> [Request] Render the material again word for word, skipping the pictures in it.
▬▬▬▬▬▬▬▬▬▬
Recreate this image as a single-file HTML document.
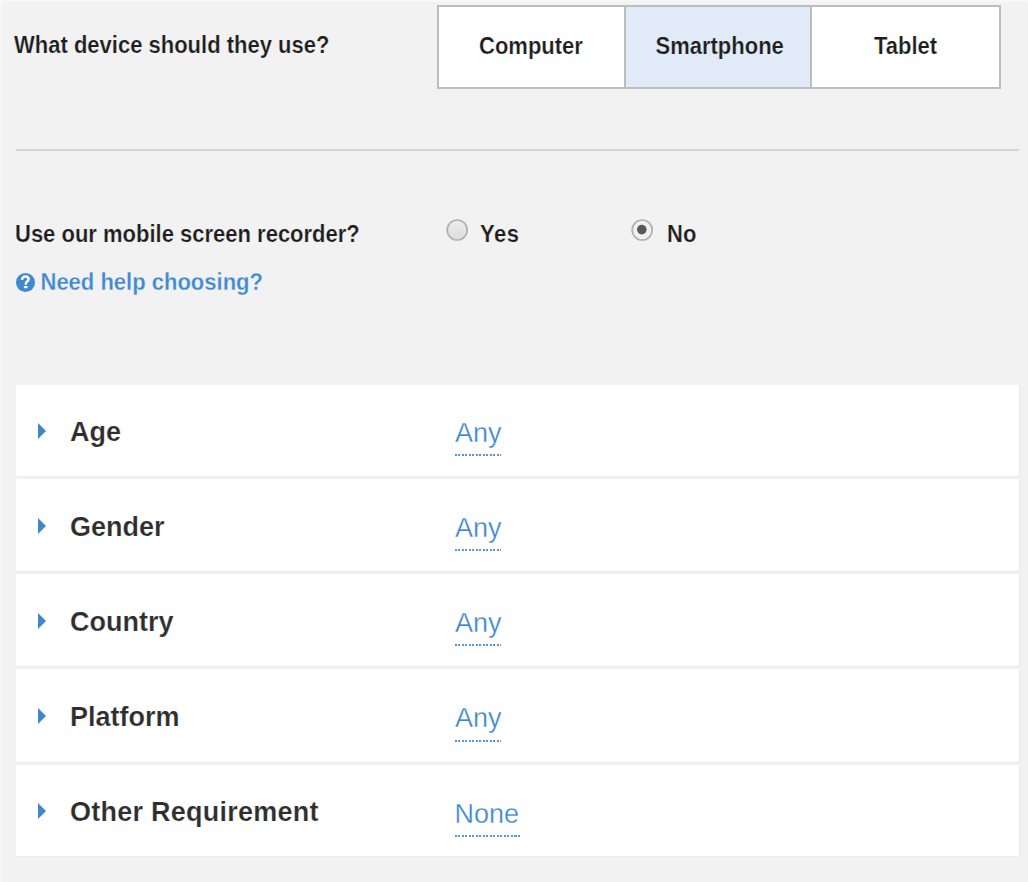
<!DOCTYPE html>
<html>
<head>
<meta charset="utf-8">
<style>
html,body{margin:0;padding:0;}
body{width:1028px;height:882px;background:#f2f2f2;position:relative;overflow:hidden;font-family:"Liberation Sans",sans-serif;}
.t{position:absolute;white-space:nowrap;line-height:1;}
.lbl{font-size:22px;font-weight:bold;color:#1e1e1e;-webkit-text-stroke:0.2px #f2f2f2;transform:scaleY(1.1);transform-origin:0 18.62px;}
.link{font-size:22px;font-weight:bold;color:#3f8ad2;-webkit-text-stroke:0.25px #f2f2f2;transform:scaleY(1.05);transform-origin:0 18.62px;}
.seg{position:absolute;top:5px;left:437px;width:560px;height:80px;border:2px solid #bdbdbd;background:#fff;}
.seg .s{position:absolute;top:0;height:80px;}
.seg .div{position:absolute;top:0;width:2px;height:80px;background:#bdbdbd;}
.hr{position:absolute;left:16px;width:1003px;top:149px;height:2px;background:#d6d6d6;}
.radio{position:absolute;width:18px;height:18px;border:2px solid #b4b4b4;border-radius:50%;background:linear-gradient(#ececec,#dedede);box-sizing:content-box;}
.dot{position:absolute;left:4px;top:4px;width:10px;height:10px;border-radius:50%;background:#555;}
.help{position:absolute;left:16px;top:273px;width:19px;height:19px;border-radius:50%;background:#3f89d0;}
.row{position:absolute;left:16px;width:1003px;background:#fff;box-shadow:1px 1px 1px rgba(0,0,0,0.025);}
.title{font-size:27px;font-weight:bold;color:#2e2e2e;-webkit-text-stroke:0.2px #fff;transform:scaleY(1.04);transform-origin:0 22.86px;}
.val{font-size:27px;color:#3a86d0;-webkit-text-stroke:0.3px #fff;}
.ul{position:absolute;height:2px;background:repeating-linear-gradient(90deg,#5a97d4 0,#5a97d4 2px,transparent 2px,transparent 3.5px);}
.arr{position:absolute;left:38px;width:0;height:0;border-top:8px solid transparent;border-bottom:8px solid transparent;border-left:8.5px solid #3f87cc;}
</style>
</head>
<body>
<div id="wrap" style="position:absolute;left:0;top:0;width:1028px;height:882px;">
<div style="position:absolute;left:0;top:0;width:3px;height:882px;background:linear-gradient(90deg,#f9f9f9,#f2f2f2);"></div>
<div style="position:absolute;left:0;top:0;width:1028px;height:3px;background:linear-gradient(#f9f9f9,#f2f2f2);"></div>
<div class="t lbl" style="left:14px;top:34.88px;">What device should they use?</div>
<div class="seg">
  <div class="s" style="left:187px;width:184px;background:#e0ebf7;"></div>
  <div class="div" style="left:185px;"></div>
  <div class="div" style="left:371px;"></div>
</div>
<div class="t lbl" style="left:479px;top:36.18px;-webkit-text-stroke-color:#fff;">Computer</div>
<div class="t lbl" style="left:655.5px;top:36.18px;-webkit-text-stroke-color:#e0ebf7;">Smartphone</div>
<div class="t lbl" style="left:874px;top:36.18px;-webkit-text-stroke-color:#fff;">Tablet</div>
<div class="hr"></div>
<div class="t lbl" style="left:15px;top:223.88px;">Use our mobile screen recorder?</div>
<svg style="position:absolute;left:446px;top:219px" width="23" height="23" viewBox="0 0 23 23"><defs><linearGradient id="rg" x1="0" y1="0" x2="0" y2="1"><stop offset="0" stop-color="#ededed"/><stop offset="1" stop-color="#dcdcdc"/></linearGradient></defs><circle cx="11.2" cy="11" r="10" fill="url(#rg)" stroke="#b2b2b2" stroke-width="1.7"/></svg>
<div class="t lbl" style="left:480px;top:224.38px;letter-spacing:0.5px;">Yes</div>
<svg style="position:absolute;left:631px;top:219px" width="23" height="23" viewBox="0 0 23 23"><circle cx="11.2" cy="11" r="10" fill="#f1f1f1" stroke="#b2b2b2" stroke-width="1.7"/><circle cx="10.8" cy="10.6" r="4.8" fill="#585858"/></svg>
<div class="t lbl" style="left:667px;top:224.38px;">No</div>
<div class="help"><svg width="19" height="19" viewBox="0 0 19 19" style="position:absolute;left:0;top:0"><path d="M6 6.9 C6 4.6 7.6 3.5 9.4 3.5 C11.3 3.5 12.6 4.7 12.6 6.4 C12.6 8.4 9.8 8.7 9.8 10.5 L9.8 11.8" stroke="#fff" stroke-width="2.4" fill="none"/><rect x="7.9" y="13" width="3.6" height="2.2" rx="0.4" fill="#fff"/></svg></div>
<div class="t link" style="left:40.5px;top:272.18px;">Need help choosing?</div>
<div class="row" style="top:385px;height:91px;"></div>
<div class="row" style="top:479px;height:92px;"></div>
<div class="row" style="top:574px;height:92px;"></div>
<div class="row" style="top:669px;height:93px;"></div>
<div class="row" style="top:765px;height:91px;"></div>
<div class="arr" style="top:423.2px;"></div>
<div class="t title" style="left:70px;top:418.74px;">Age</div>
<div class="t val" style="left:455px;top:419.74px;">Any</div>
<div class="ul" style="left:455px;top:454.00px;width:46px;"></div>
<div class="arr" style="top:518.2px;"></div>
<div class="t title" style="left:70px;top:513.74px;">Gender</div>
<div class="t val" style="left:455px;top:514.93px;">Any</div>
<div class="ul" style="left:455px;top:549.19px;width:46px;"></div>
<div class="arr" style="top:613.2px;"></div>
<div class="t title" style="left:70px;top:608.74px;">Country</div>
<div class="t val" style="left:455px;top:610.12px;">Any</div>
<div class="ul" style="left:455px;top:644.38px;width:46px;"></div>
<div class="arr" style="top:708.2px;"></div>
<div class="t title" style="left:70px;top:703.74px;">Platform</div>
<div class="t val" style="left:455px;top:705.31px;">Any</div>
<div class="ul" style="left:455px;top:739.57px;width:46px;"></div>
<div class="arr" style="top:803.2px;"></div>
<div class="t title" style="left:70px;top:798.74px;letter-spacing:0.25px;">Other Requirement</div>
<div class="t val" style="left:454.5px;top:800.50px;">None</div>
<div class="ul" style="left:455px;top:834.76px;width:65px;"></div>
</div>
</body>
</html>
▬▬▬▬▬▬▬▬▬▬
> [Result of this task]
Recreate this image as a single-file HTML document.
<!DOCTYPE html>
<html>
<head>
<meta charset="utf-8">
<style>
html,body{margin:0;padding:0;}
body{width:1028px;height:882px;background:#f2f2f2;position:relative;overflow:hidden;font-family:"Liberation Sans",sans-serif;}
.t{position:absolute;white-space:nowrap;line-height:1;}
.lbl{font-size:22px;font-weight:bold;color:#1e1e1e;-webkit-text-stroke:0.2px #f2f2f2;transform:scaleY(1.1);transform-origin:0 18.62px;}
.link{font-size:22px;font-weight:bold;color:#3f8ad2;-webkit-text-stroke:0.25px #f2f2f2;transform:scaleY(1.05);transform-origin:0 18.62px;}
.seg{position:absolute;top:5px;left:437px;width:560px;height:80px;border:2px solid #bdbdbd;background:#fff;}
.seg .s{position:absolute;top:0;height:80px;}
.seg .div{position:absolute;top:0;width:2px;height:80px;background:#bdbdbd;}
.hr{position:absolute;left:16px;width:1003px;top:149px;height:2px;background:#d6d6d6;}
.radio{position:absolute;width:18px;height:18px;border:2px solid #b4b4b4;border-radius:50%;background:linear-gradient(#ececec,#dedede);box-sizing:content-box;}
.dot{position:absolute;left:4px;top:4px;width:10px;height:10px;border-radius:50%;background:#555;}
.help{position:absolute;left:16px;top:273px;width:19px;height:19px;border-radius:50%;background:#3f89d0;}
.row{position:absolute;left:16px;width:1003px;background:#fff;box-shadow:1px 1px 1px rgba(0,0,0,0.025);}
.title{font-size:27px;font-weight:bold;color:#2e2e2e;-webkit-text-stroke:0.2px #fff;transform:scaleY(1.04);transform-origin:0 22.86px;}
.val{font-size:27px;color:#3a86d0;-webkit-text-stroke:0.3px #fff;}
.ul{position:absolute;height:2px;background:repeating-linear-gradient(90deg,#5a97d4 0,#5a97d4 2px,transparent 2px,transparent 3.5px);}
.arr{position:absolute;left:38px;width:0;height:0;border-top:8px solid transparent;border-bottom:8px solid transparent;border-left:8.5px solid #3f87cc;}
</style>
</head>
<body>
<div id="wrap" style="position:absolute;left:0;top:0;width:1028px;height:882px;">
<div style="position:absolute;left:0;top:0;width:3px;height:882px;background:linear-gradient(90deg,#f9f9f9,#f2f2f2);"></div>
<div style="position:absolute;left:0;top:0;width:1028px;height:3px;background:linear-gradient(#f9f9f9,#f2f2f2);"></div>
<div class="t lbl" style="left:14px;top:34.88px;">What device should they use?</div>
<div class="seg">
  <div class="s" style="left:187px;width:184px;background:#e0ebf7;"></div>
  <div class="div" style="left:185px;"></div>
  <div class="div" style="left:371px;"></div>
</div>
<div class="t lbl" style="left:479px;top:36.18px;-webkit-text-stroke-color:#fff;">Computer</div>
<div class="t lbl" style="left:655.5px;top:36.18px;-webkit-text-stroke-color:#e0ebf7;">Smartphone</div>
<div class="t lbl" style="left:874px;top:36.18px;-webkit-text-stroke-color:#fff;">Tablet</div>
<div class="hr"></div>
<div class="t lbl" style="left:15px;top:223.88px;">Use our mobile screen recorder?</div>
<svg style="position:absolute;left:446px;top:219px" width="23" height="23" viewBox="0 0 23 23"><defs><linearGradient id="rg" x1="0" y1="0" x2="0" y2="1"><stop offset="0" stop-color="#ededed"/><stop offset="1" stop-color="#dcdcdc"/></linearGradient></defs><circle cx="11.2" cy="11" r="10" fill="url(#rg)" stroke="#b2b2b2" stroke-width="1.7"/></svg>
<div class="t lbl" style="left:480px;top:224.38px;letter-spacing:0.5px;">Yes</div>
<svg style="position:absolute;left:631px;top:219px" width="23" height="23" viewBox="0 0 23 23"><circle cx="11.2" cy="11" r="10" fill="#f1f1f1" stroke="#b2b2b2" stroke-width="1.7"/><circle cx="10.8" cy="10.6" r="4.8" fill="#585858"/></svg>
<div class="t lbl" style="left:667px;top:224.38px;">No</div>
<div class="help"><svg width="19" height="19" viewBox="0 0 19 19" style="position:absolute;left:0;top:0"><path d="M6 6.9 C6 4.6 7.6 3.5 9.4 3.5 C11.3 3.5 12.6 4.7 12.6 6.4 C12.6 8.4 9.8 8.7 9.8 10.5 L9.8 11.8" stroke="#fff" stroke-width="2.4" fill="none"/><rect x="7.9" y="13" width="3.6" height="2.2" rx="0.4" fill="#fff"/></svg></div>
<div class="t link" style="left:40.5px;top:272.18px;">Need help choosing?</div>
<div class="row" style="top:385px;height:91px;"></div>
<div class="row" style="top:479px;height:92px;"></div>
<div class="row" style="top:574px;height:92px;"></div>
<div class="row" style="top:669px;height:93px;"></div>
<div class="row" style="top:765px;height:91px;"></div>
<div class="arr" style="top:423.2px;"></div>
<div class="t title" style="left:70px;top:418.74px;">Age</div>
<div class="t val" style="left:455px;top:419.74px;">Any</div>
<div class="ul" style="left:455px;top:454.00px;width:46px;"></div>
<div class="arr" style="top:518.2px;"></div>
<div class="t title" style="left:70px;top:513.74px;">Gender</div>
<div class="t val" style="left:455px;top:514.93px;">Any</div>
<div class="ul" style="left:455px;top:549.19px;width:46px;"></div>
<div class="arr" style="top:613.2px;"></div>
<div class="t title" style="left:70px;top:608.74px;">Country</div>
<div class="t val" style="left:455px;top:610.12px;">Any</div>
<div class="ul" style="left:455px;top:644.38px;width:46px;"></div>
<div class="arr" style="top:708.2px;"></div>
<div class="t title" style="left:70px;top:703.74px;">Platform</div>
<div class="t val" style="left:455px;top:705.31px;">Any</div>
<div class="ul" style="left:455px;top:739.57px;width:46px;"></div>
<div class="arr" style="top:803.2px;"></div>
<div class="t title" style="left:70px;top:798.74px;letter-spacing:0.25px;">Other Requirement</div>
<div class="t val" style="left:454.5px;top:800.50px;">None</div>
<div class="ul" style="left:455px;top:834.76px;width:65px;"></div>
</div>
</body>
</html>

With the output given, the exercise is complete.